Verdiente Niederlage aufgrund fehlender Balance

"Ob du drei oder vier noch größere Chancen brauchst, wage ich zu bezweifeln", sagte Zorniger nach dem Spiel - dabei war gerade die geringe Anzahl eindeutiger Torgelegenheiten ein Problem der Fürther. Aufgrund der letzten Ergebnisse ist es zwar wenig verwunderlich, dass das Kleeblatt nicht vom Anstoß weg mit wehenden Fahnen zum Sturmangriff auf die Rostocker Abwehr blies. Das erklärte auch Alexander Zorniger: "Wir haben in der ersten Halbzeit bewusst einen defensiveren Ansatz rausgesucht. Wir haben in den zwei Spielen davor acht Gegentore kassiert, wir können nicht die ganze Zeit nur blauäugig nach vorne rausrennen."

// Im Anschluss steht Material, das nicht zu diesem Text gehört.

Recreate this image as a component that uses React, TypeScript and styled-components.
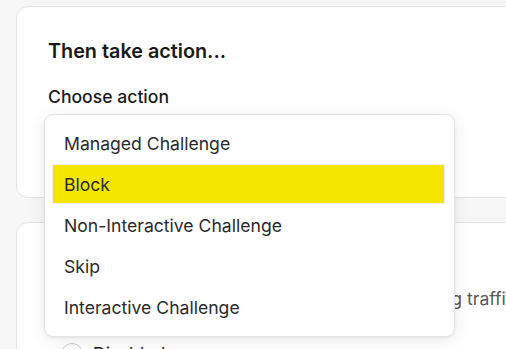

Doch die Balance aus einer stabilen Defensive und einer schlagkräftigen Offensive hat das Kleeblatt eben auch nicht gefunden - einerseits, weil die Abwehr durchaus eine Vielzahl an Chancen zuließ, andererseits, weil die eigenen Angriffsbemühungen größtenteils zu harmlos gerieten. Und so erscheint es zumindest zweifelhaft, wenn Branimir Hrgota und Armindo Sieb die Niederlage als unglücklich bezeichnen. Und Alexander Zorniger hat zwar recht, wenn er sagt, dass es oft schwierig ist, Ergebnisse im Fußball als verdient oder unverdient zu bezeichnen - bezüglich des Resultats seiner Elf in Rostock gilt das jedoch nicht.